Flipping over Judy’s smaller page to the left creates a new layout. While the first one, yesterday, appeared more green and pink, this one appears to be more turquoise and purple. The gold leaf, with it’s varied tones just adds a wonderful, rich effect to the overall design. I chose the paper on the right-hand side to contrast with Judy’s page when it was turned this way, and to compliment it in the previous position.

As I mentioned previously, Judy didn’t give any particular direction as to which, if any, prompts she followed for her pages. So I chose two of her submission that, to me, seemed to fall into the Princess category because of their beautiful colors and gold leafing and the feelings they evoked in the viewer. I mounted her pages back to back, with metallic foiled paper underneath the square cut edges.

Madeline’s interpretation of the Princess prompt has a bit more of a regal tone because she’s created the Queen of Her Kitchen! This is a fabulous layout with lots of interactive pieces including tags and things tucked into pockets! I love the dimensional quality her pages have, inviting you to reach out and touch them! p.s. The S&H green stamps brought back great memories. Many a kitchen royal collected them when grocery shopping and redeemed them for everything from new pots and pans to tableware!

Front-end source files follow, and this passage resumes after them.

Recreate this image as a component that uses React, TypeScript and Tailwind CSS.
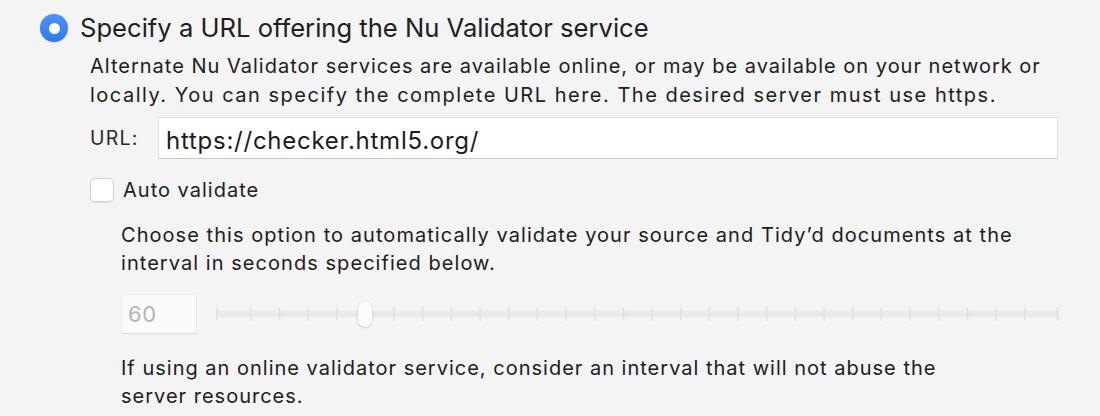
const font = { fontFamily: "Inter, 'Noto Sans', sans-serif" };

const TRACK_W = 842;
const TICKS = [0, ...Array.from({ length: 28 }, (_, i) => 34 + (i * 774) / 27), TRACK_W];

function RadioOn() {
  return (
    <span className="flex h-[28px] w-[28px] shrink-0 items-center justify-center rounded-full bg-gradient-to-b from-[#4c93fa] to-[#2f78f2] shadow-[0_0.5px_1px_rgba(0,0,0,0.25)]">
      <span className="h-[11px] w-[11px] rounded-full bg-white" />
    </span>
  );
}

function Slider() {
  return (
    <div className="relative h-[26px] w-[842px]">
      <svg width={TRACK_W + 2} height={26} className="absolute left-0 top-0">
        <rect x={0} y={10} width={TRACK_W} height={6} fill="#e9e9e9" />
        {TICKS.map((x, i) => (
          <rect key={i} x={Math.min(x, TRACK_W - 1)} y={6} width={1.5} height={14} fill="#e0e0e0" />
        ))}
      </svg>
      <div className="absolute left-[142px] top-0 h-[26px] w-[14px] rounded-full bg-[#fbfbfb] shadow-[0_0_0_0.5px_rgba(0,0,0,0.08),0_1px_2px_rgba(0,0,0,0.15)]" />
    </div>
  );
}

export default function App() {
  return (
    <div className="h-[416px] w-[1100px] overflow-hidden bg-[#f4f4f4] text-[#202020]" style={font}>
      <div className="flex items-center gap-3 pl-[40px] pt-[12px]">
        <RadioOn />
        <span className="whitespace-nowrap text-[25.6px] leading-[32px]">Specify a URL offering the Nu Validator service</span>
      </div>

      <div className="pl-[90px]">
        <p className="mt-[8px] whitespace-nowrap text-[20px] leading-[29px] tracking-[1px]">
          Alternate Nu Validator services are available online, or may be available on your network or
          <br />
          <span className="tracking-[1.5px]">locally. You can specify the complete URL here. The desired server must use https.</span>
        </p>

        <div className="mt-[7px] flex items-center">
          <span className="w-[68px] text-[19.5px] leading-[24px] tracking-[1.2px] text-[#2a2a2a]">URL:</span>
          <div className="h-[42px] w-[900px] whitespace-nowrap border border-[#dedede] border-b-[#c8c8c8] bg-white pl-[7px] pt-[8px] text-[24px] leading-[29px] tracking-[0.75px] text-[#1c1c1c]">
            https://checker.html5.org/
          </div>
        </div>

        <div className="mt-[19px] flex items-center gap-[9px]">
          <span className="h-[24px] w-[24px] rounded-[5px] border border-[#d2d2d2] bg-white shadow-[0_0.5px_1px_rgba(0,0,0,0.08)]" />
          <span className="text-[20px] leading-[24px] tracking-[1px]">Auto validate</span>
        </div>

        <div className="pl-[31px]">
          <p className="mt-[19px] whitespace-nowrap text-[20px] leading-[28px] tracking-[1.05px]">
            Choose this option to automatically validate your source and Tidy’d documents at the
            <br />
            interval in seconds specified below.
          </p>

          <div className="mt-[17px] flex items-center gap-[19px]">
            <div className="h-[40px] w-[76px] border border-[#ececec] border-b-[#dcdcdc] bg-[#fafafa] pl-[6px] pt-[5px] text-[22px] leading-[28px] tracking-[0.5px] text-[#b4b4b4]">
              60
            </div>
            <Slider />
          </div>

          <p className="mt-[20px] whitespace-nowrap text-[20px] leading-[28px] tracking-[1px]">
            If using an online validator service, consider an interval that will not abuse the
            <br />
            server resources.
          </p>
        </div>
      </div>
    </div>
  );
}
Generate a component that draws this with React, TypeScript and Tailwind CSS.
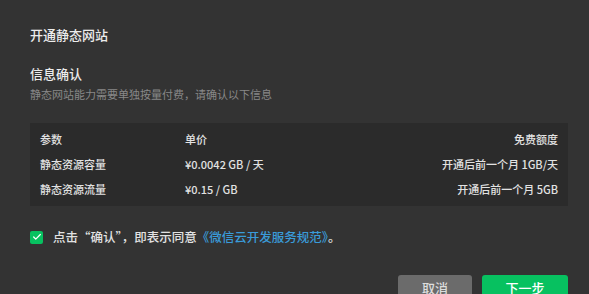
import { Check } from "lucide-react";

const rows = [
  { name: "静态资源容量", price: "¥0.0042 GB / 天", free: "开通后前一个月 1GB/天" },
  { name: "静态资源流量", price: "¥0.15 / GB", free: "开通后前一个月 5GB" },
];

export default function App() {
  return (
    <div
      className="h-[294px] w-[589px] overflow-hidden bg-[#333333] pl-[30px] pr-[21px] pt-[25px]"
      style={{ fontFamily: '"Noto Sans CJK SC", sans-serif' }}
    >
      {/* Header */}
      <h1 className="text-[13px] leading-5 font-medium text-[#ececec]">开通静态网站</h1>

      <h2 className="mt-[19px] text-[13px] leading-5 font-medium text-[#ececec]">信息确认</h2>
      <p className="mt-[2px] text-[11px] leading-4 text-[#888888]">
        静态网站能力需要单独按量付费，请确认以下信息
      </p>

      {/* Table */}
      <div className="mt-[21px] bg-[#2b2b2b] px-[10px] py-[4px] text-[11px] font-medium text-[#e2e2e2]">
        <div className="grid h-[25px] grid-cols-[145px_1fr_1fr] items-center">
          <span>参数</span>
          <span>单价</span>
          <span className="text-right">免费额度</span>
        </div>
        {rows.map((row) => (
          <div
            key={row.name}
            className="grid h-[25px] grid-cols-[145px_1fr_1fr] items-center"
          >
            <span>{row.name}</span>
            <span>{row.price}</span>
            <span className="text-right">{row.free}</span>
          </div>
        ))}
      </div>

      {/* Agreement */}
      <div className="mt-[21px] flex h-5 items-center gap-[10px] text-[12.5px] font-medium text-[#e2e2e2]">
        <span className="flex h-[13px] w-[13px] items-center justify-center rounded-[2px] bg-[#07c160]">
          <Check className="h-[10px] w-[10px] text-white" strokeWidth={3} />
        </span>
        <span>
          点击“确认”，即表示同意
          <span className="text-[#3a9bd9]">《微信云开发服务规范》</span>。
        </span>
      </div>

      {/* Actions */}
      <div className="mt-[28px] flex justify-end gap-[10px]">
        <button className="h-[26px] w-[74px] rounded-[3px] bg-[#6b6b6b] text-[13px] leading-[26px] font-medium text-[#dddddd]">
          取消
        </button>
        <button className="h-[26px] w-[86px] rounded-[3px] bg-[#07c160] text-[13px] leading-[26px] font-medium text-white">
          下一步
        </button>
      </div>
    </div>
  );
}
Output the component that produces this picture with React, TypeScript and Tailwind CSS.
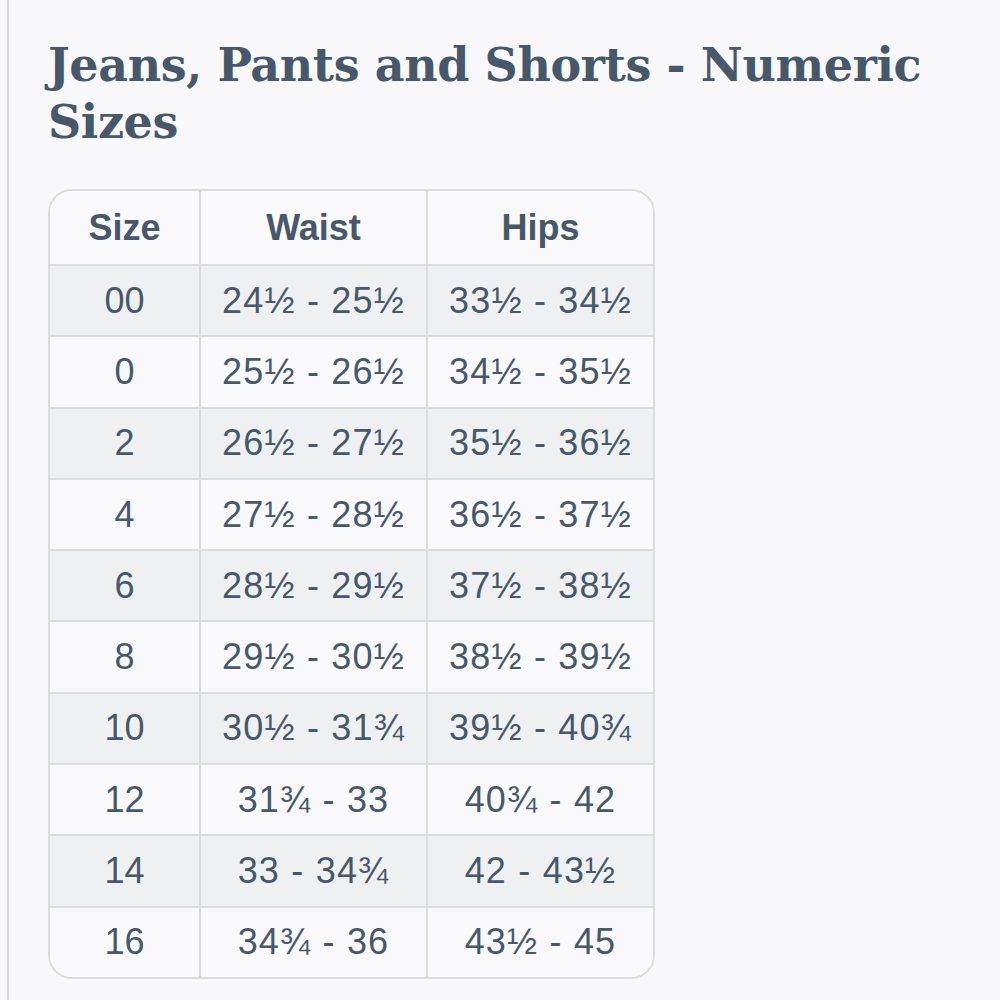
import React from "react";

const rows: [string, string, string][] = [
  ["00", "24½ - 25½", "33½ - 34½"],
  ["0", "25½ - 26½", "34½ - 35½"],
  ["2", "26½ - 27½", "35½ - 36½"],
  ["4", "27½ - 28½", "36½ - 37½"],
  ["6", "28½ - 29½", "37½ - 38½"],
  ["8", "29½ - 30½", "38½ - 39½"],
  ["10", "30½ - 31¾", "39½ - 40¾"],
  ["12", "31¾ - 33", "40¾ - 42"],
  ["14", "33 - 34¾", "42 - 43½"],
  ["16", "34¾ - 36", "43½ - 45"],
];

export default function App() {
  return (
    <div className="min-h-screen w-[1000px] h-[1000px] overflow-hidden bg-[#f8f8fa] flex">
      <div className="w-[7px] shrink-0" />
      <div className="w-[2px] shrink-0 bg-[#d9d9db]" />
      <div className="flex-1 pl-[39px] pt-[37px] text-[#46586a]">
        <h1 className="font-['DejaVu_Serif',serif] font-bold text-[46px] leading-[57px] tracking-[-0.4px] w-[900px]">
          Jeans, Pants and Shorts - Numeric Sizes
        </h1>
        <div className="mt-[38px] w-[607px] rounded-[24px] border-2 border-[#dcdcde] overflow-hidden font-['Liberation_Sans',Arial,sans-serif]">
          <div className="grid grid-cols-[151px_227px_1fr] h-[73px] bg-[#f9f9fb]">
            <div className="flex items-center justify-center font-bold text-[36px] border-r-2 border-[#dcdcde]">Size</div>
            <div className="flex items-center justify-center font-bold text-[36px] border-r-2 border-[#dcdcde]">Waist</div>
            <div className="flex items-center justify-center font-bold text-[36px]">Hips</div>
          </div>
          {rows.map((r, i) => (
            <div
              key={r[0]}
              className={`grid grid-cols-[151px_227px_1fr] h-[71.3px] border-t-2 border-[#dcdcde] ${
                i % 2 === 0 ? "bg-[#eef0f1]" : "bg-[#f9f9fb]"
              }`}
            >
              <div className="flex items-center justify-center text-[36px] border-r-2 border-[#dcdcde]">{r[0]}</div>
              <div className="flex items-center justify-center text-[36px] border-r-2 border-[#dcdcde] tracking-[1.2px]">{r[1]}</div>
              <div className="flex items-center justify-center text-[36px] tracking-[1.2px]">{r[2]}</div>
            </div>
          ))}
        </div>
      </div>
    </div>
  );
}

This is my interpretation of the Princess prompt, The Princess of Baths. One of my favorite things in the whole world is being able to soak a relaxing bath. I think it is a fabulous way to pamper oneself and a great addition to a self-care routine. I knew, right away what I wanted it to look like: pink, girly, bubbly and both the duck and the princess would need to have crowns!

This layout is the transition to the Princess prompt. My thinking was, when I chose this as a possible theme, that even though we’re not “Rich and Famous”, each of us is deserving of being treated like royalty. I was also thinking that for each person, there is some aspect of our personality is regal or some way in which we treat ourselves as royalty. On the left side, in the pocket, the sheet of paper has the words to “We’ll Never Be Royals” by Lorde.

The left side was contributed by Judy Wood. Here her black and white, graphic pseudo journaling stands in strong contrast with the bright colors she chose for her center piece. The black motif in that piece ties both together. I made the simplest possible addition here… I chose the paper for the right side. I liked the ink wash over old book pages in combination and contrast to the bright colors of Judy’s work.